# [Task brief]
Retype the whole listing, please, keeping every line exact and dropping the pictures.
┌────────
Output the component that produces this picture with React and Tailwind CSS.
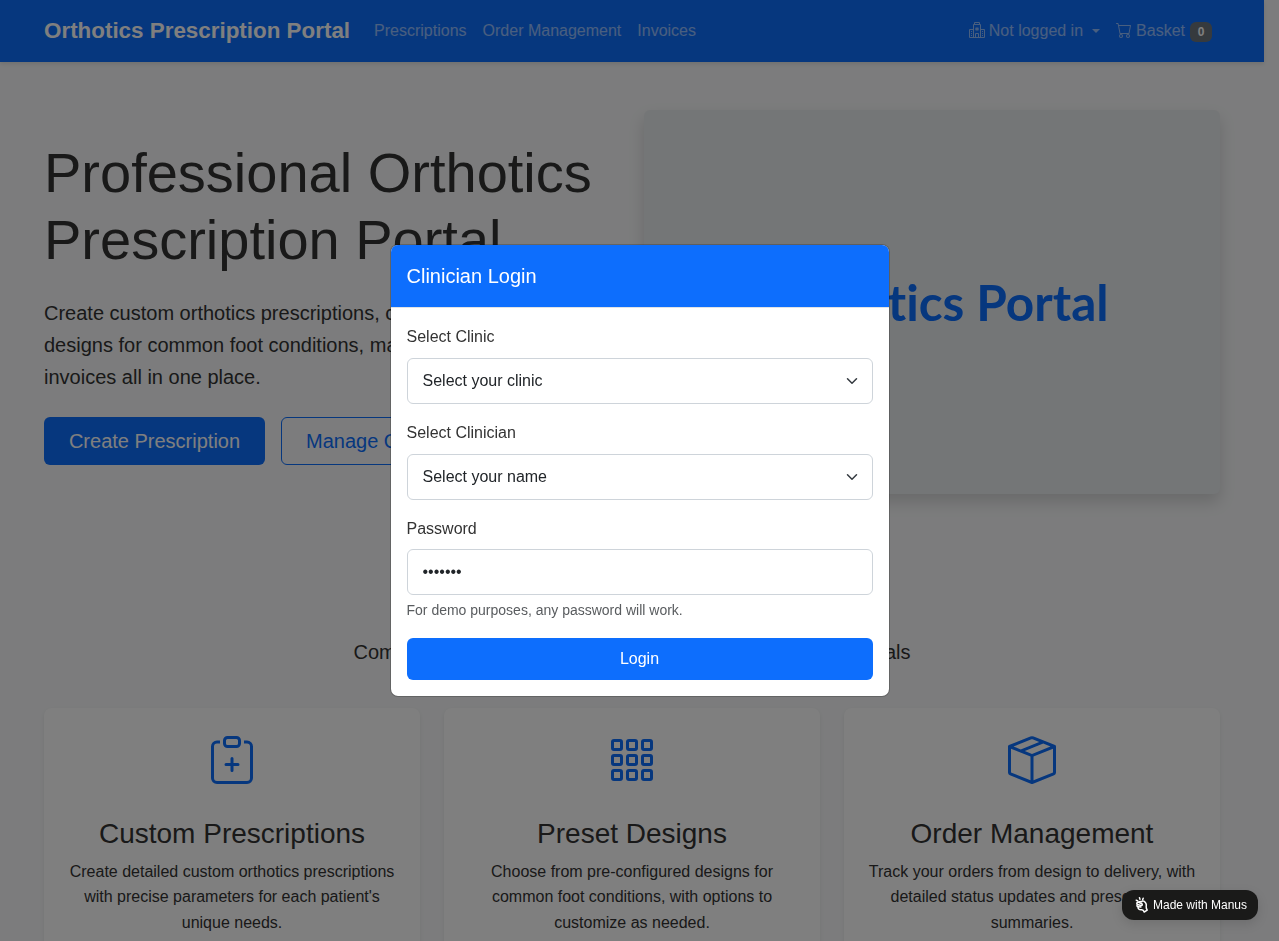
import { BsHospital, BsCart, BsClipboardPlus, BsGrid3X3Gap, BsBoxSeam } from "react-icons/bs";

const cards = [
  { Icon: BsClipboardPlus, title: "Custom Prescriptions", text: "Create detailed custom orthotics prescriptions with precise parameters for each patient's unique needs." },
  { Icon: BsGrid3X3Gap, title: "Preset Designs", text: "Choose from pre-configured designs for common foot conditions, with options to customize as needed." },
  { Icon: BsBoxSeam, title: "Order Management", text: "Track your orders from design to delivery, with detailed status updates and prescription summaries." },
];

function Navbar() {
  return (
    <header className="h-[62px] bg-[#0d6efd] shadow-[0_2px_4px_rgba(0,0,0,0.1)]">
      <nav className="mx-auto flex h-full w-[1200px] items-center px-3 text-white/55">
        <span className="mr-6 text-[22.4px] font-bold text-white">Orthotics Prescription Portal</span>
        <div className="flex gap-4 whitespace-nowrap">
          <a>Prescriptions</a>
          <a>Order Management</a>
          <a>Invoices</a>
        </div>
        <div className="mr-2 ml-auto flex items-center gap-4 whitespace-nowrap">
          <a className="flex items-center">
            <BsHospital className="mr-1 mb-0.5 size-4" />
            Not logged in
            <span className="ml-[9px] border-x-4 border-t-4 border-x-transparent border-t-current" />
          </a>
          <a className="flex items-center">
            <BsCart className="mr-1 mb-0.5 size-4" />
            Basket
            <span className="mt-0.5 ml-[5px] flex h-5 w-[22px] items-center justify-center rounded-md bg-[#6c757d] text-xs font-bold text-white">0</span>
          </a>
        </div>
      </nav>
    </header>
  );
}

function Hero() {
  return (
    <section className="mx-auto grid w-[1200px] grid-cols-2 items-center gap-6 px-3 pt-12">
      <div>
        <h1 className="mb-6 text-[56px] leading-[67.2px]">Professional Orthotics Prescription Portal</h1>
        <p className="mb-6 text-xl leading-8">
          Create custom orthotics prescriptions, choose from preset designs for common foot conditions, manage orders, and track invoices all in one place.
        </p>
        <div className="flex gap-4 text-xl">
          <button className="h-12 w-[221px] rounded-md bg-[#0d6efd] text-white">Create Prescription</button>
          <button className="h-12 rounded-md border border-[#0d6efd] px-6 text-[#0d6efd]">Manage Orders</button>
        </div>
      </div>
      <div className="flex h-96 items-center justify-center rounded-md bg-[#e9ecef] pt-px shadow-[0_8px_16px_rgba(0,0,0,0.15)]">
        <span className="font-['Lato',sans-serif] text-[49.5px] leading-none font-bold text-[#0d6efd] [font-variant-ligatures:none]">Orthotics Portal</span>
      </div>
    </section>
  );
}

function Features() {
  return (
    <section className="mx-auto w-[1200px] px-3 pt-24">
      <h2 className="mb-2 text-center text-[32px] leading-[38px]">Our Services</h2>
      <p className="mb-10 text-center text-xl leading-8">Comprehensive orthotics solutions for healthcare professionals</p>
      <div className="grid grid-cols-3 gap-6">
        {cards.map(({ Icon, title, text }) => (
          <article key={title} className="flex h-[280px] flex-col items-center rounded-lg bg-white px-6 pt-7 text-center shadow-[0_2px_4px_rgba(0,0,0,0.075)]">
            <Icon className="size-12 shrink-0 text-[#0d6efd]" />
            <h3 className="mt-[33px] mb-2 text-[28px] leading-[33.6px]">{title}</h3>
            <p className="leading-[25.6px]">{text}</p>
          </article>
        ))}
      </div>
    </section>
  );
}

function SelectField({ label, value }) {
  return (
    <div className="mb-4">
      <label className="mb-2 block leading-[25.6px]">{label}</label>
      <div className="flex h-[46px] items-center justify-between rounded-md border border-[#ced4da] pr-3 pl-[15px] text-[#212529]">
        {value}
        <svg className="h-3 w-4" viewBox="0 0 16 16" fill="none" stroke="#343a40" strokeWidth="2" strokeLinecap="round" strokeLinejoin="round">
          <path d="m2 5 6 6 6-6" />
        </svg>
      </div>
    </div>
  );
}

function LoginModal() {
  return (
    <div className="fixed inset-0 flex items-center justify-center bg-black/50">
      <form className="w-[500px] overflow-hidden rounded-lg border border-black/20 bg-white bg-clip-padding">
        <h5 className="border-b border-[#dee2e6] bg-[#0d6efd] px-4 py-4 text-xl leading-[30px] text-white">Clinician Login</h5>
        <div className="p-4">
          <SelectField label="Select Clinic" value="Select your clinic" />
          <SelectField label="Select Clinician" value="Select your name" />
          <label className="mb-2 block leading-[25.6px]">Password</label>
          <input type="password" defaultValue="demo123" className="block h-[46px] w-full rounded-md border border-[#ced4da] px-[15px] text-[#212529]" />
          <div className="mt-1 mb-4 text-sm leading-[22.4px] text-[#595c5f]">For demo purposes, any password will work.</div>
          <button type="button" className="h-[42px] w-full rounded-md bg-[#0d6efd] text-white">Login</button>
        </div>
      </form>
    </div>
  );
}

function ManusBadge() {
  return (
    <div className="fixed right-[21px] bottom-[21px] flex h-[30px] w-[136px] items-center rounded-xl bg-[#1a1a19] pl-3 text-xs whitespace-nowrap text-white shadow-[0_4px_12px_rgba(0,0,0,0.12)]">
      <svg className="mr-0.5 h-[18px] w-[17px] shrink-0" viewBox="0 0 17 18" fill="none" stroke="currentColor" strokeWidth="1.5" strokeLinecap="round" strokeLinejoin="round">
        <path d="M2.200 4.200 3.700 5M5.500 1.700l.5 1.500M9.200 2.200l-.5 1.300" />
        <path d="M4.500 6.300c-1.800-.2-2.300 1.500-1 2.200-1 .8-.5 2.200.7 2.300-.6 1.700.7 3.200 3.600 2.900 1.200 0 1.900.8 2.400 2.300l3-1.800c-.8-1.500-1.200-2.300-1-3.700.5-2.200-.7-4.200-2.400-5.300-1-.6-2-.3-2 .6-1.200-.6-2.500-.4-3.300.5Z" />
        <path d="m4.500 6.300 3 1.200c1.400.6.8 2.200-.4 1.900L3.500 8.500M4.200 10.800l2.600.3" />
      </svg>
      Made with Manus
    </div>
  );
}

export default function App() {
  return (
    <div className="h-[941px] overflow-hidden bg-[#f8f9fa] pr-[15px] font-['Liberation_Sans',sans-serif] text-base text-[#333333]">
      <Navbar />
      <Hero />
      <Features />
      <LoginModal />
      <ManusBadge />
    </div>
  );
}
└────────
# [Written response]
Output the component that produces this picture with React and Tailwind CSS.
import { BsHospital, BsCart, BsClipboardPlus, BsGrid3X3Gap, BsBoxSeam } from "react-icons/bs";

const cards = [
  { Icon: BsClipboardPlus, title: "Custom Prescriptions", text: "Create detailed custom orthotics prescriptions with precise parameters for each patient's unique needs." },
  { Icon: BsGrid3X3Gap, title: "Preset Designs", text: "Choose from pre-configured designs for common foot conditions, with options to customize as needed." },
  { Icon: BsBoxSeam, title: "Order Management", text: "Track your orders from design to delivery, with detailed status updates and prescription summaries." },
];

function Navbar() {
  return (
    <header className="h-[62px] bg-[#0d6efd] shadow-[0_2px_4px_rgba(0,0,0,0.1)]">
      <nav className="mx-auto flex h-full w-[1200px] items-center px-3 text-white/55">
        <span className="mr-6 text-[22.4px] font-bold text-white">Orthotics Prescription Portal</span>
        <div className="flex gap-4 whitespace-nowrap">
          <a>Prescriptions</a>
          <a>Order Management</a>
          <a>Invoices</a>
        </div>
        <div className="mr-2 ml-auto flex items-center gap-4 whitespace-nowrap">
          <a className="flex items-center">
            <BsHospital className="mr-1 mb-0.5 size-4" />
            Not logged in
            <span className="ml-[9px] border-x-4 border-t-4 border-x-transparent border-t-current" />
          </a>
          <a className="flex items-center">
            <BsCart className="mr-1 mb-0.5 size-4" />
            Basket
            <span className="mt-0.5 ml-[5px] flex h-5 w-[22px] items-center justify-center rounded-md bg-[#6c757d] text-xs font-bold text-white">0</span>
          </a>
        </div>
      </nav>
    </header>
  );
}

function Hero() {
  return (
    <section className="mx-auto grid w-[1200px] grid-cols-2 items-center gap-6 px-3 pt-12">
      <div>
        <h1 className="mb-6 text-[56px] leading-[67.2px]">Professional Orthotics Prescription Portal</h1>
        <p className="mb-6 text-xl leading-8">
          Create custom orthotics prescriptions, choose from preset designs for common foot conditions, manage orders, and track invoices all in one place.
        </p>
        <div className="flex gap-4 text-xl">
          <button className="h-12 w-[221px] rounded-md bg-[#0d6efd] text-white">Create Prescription</button>
          <button className="h-12 rounded-md border border-[#0d6efd] px-6 text-[#0d6efd]">Manage Orders</button>
        </div>
      </div>
      <div className="flex h-96 items-center justify-center rounded-md bg-[#e9ecef] pt-px shadow-[0_8px_16px_rgba(0,0,0,0.15)]">
        <span className="font-['Lato',sans-serif] text-[49.5px] leading-none font-bold text-[#0d6efd] [font-variant-ligatures:none]">Orthotics Portal</span>
      </div>
    </section>
  );
}

function Features() {
  return (
    <section className="mx-auto w-[1200px] px-3 pt-24">
      <h2 className="mb-2 text-center text-[32px] leading-[38px]">Our Services</h2>
      <p className="mb-10 text-center text-xl leading-8">Comprehensive orthotics solutions for healthcare professionals</p>
      <div className="grid grid-cols-3 gap-6">
        {cards.map(({ Icon, title, text }) => (
          <article key={title} className="flex h-[280px] flex-col items-center rounded-lg bg-white px-6 pt-7 text-center shadow-[0_2px_4px_rgba(0,0,0,0.075)]">
            <Icon className="size-12 shrink-0 text-[#0d6efd]" />
            <h3 className="mt-[33px] mb-2 text-[28px] leading-[33.6px]">{title}</h3>
            <p className="leading-[25.6px]">{text}</p>
          </article>
        ))}
      </div>
    </section>
  );
}

function SelectField({ label, value }) {
  return (
    <div className="mb-4">
      <label className="mb-2 block leading-[25.6px]">{label}</label>
      <div className="flex h-[46px] items-center justify-between rounded-md border border-[#ced4da] pr-3 pl-[15px] text-[#212529]">
        {value}
        <svg className="h-3 w-4" viewBox="0 0 16 16" fill="none" stroke="#343a40" strokeWidth="2" strokeLinecap="round" strokeLinejoin="round">
          <path d="m2 5 6 6 6-6" />
        </svg>
      </div>
    </div>
  );
}

function LoginModal() {
  return (
    <div className="fixed inset-0 flex items-center justify-center bg-black/50">
      <form className="w-[500px] overflow-hidden rounded-lg border border-black/20 bg-white bg-clip-padding">
        <h5 className="border-b border-[#dee2e6] bg-[#0d6efd] px-4 py-4 text-xl leading-[30px] text-white">Clinician Login</h5>
        <div className="p-4">
          <SelectField label="Select Clinic" value="Select your clinic" />
          <SelectField label="Select Clinician" value="Select your name" />
          <label className="mb-2 block leading-[25.6px]">Password</label>
          <input type="password" defaultValue="demo123" className="block h-[46px] w-full rounded-md border border-[#ced4da] px-[15px] text-[#212529]" />
          <div className="mt-1 mb-4 text-sm leading-[22.4px] text-[#595c5f]">For demo purposes, any password will work.</div>
          <button type="button" className="h-[42px] w-full rounded-md bg-[#0d6efd] text-white">Login</button>
        </div>
      </form>
    </div>
  );
}

function ManusBadge() {
  return (
    <div className="fixed right-[21px] bottom-[21px] flex h-[30px] w-[136px] items-center rounded-xl bg-[#1a1a19] pl-3 text-xs whitespace-nowrap text-white shadow-[0_4px_12px_rgba(0,0,0,0.12)]">
      <svg className="mr-0.5 h-[18px] w-[17px] shrink-0" viewBox="0 0 17 18" fill="none" stroke="currentColor" strokeWidth="1.5" strokeLinecap="round" strokeLinejoin="round">
        <path d="M2.200 4.200 3.700 5M5.500 1.700l.5 1.500M9.200 2.200l-.5 1.300" />
        <path d="M4.500 6.300c-1.800-.2-2.300 1.500-1 2.200-1 .8-.5 2.200.7 2.300-.6 1.700.7 3.200 3.600 2.900 1.200 0 1.900.8 2.400 2.300l3-1.800c-.8-1.500-1.200-2.300-1-3.700.5-2.200-.7-4.200-2.400-5.300-1-.6-2-.3-2 .6-1.200-.6-2.500-.4-3.300.5Z" />
        <path d="m4.500 6.300 3 1.200c1.400.6.8 2.200-.4 1.900L3.500 8.500M4.200 10.800l2.600.3" />
      </svg>
      Made with Manus
    </div>
  );
}

export default function App() {
  return (
    <div className="h-[941px] overflow-hidden bg-[#f8f9fa] pr-[15px] font-['Liberation_Sans',sans-serif] text-base text-[#333333]">
      <Navbar />
      <Hero />
      <Features />
      <LoginModal />
      <ManusBadge />
    </div>
  );
}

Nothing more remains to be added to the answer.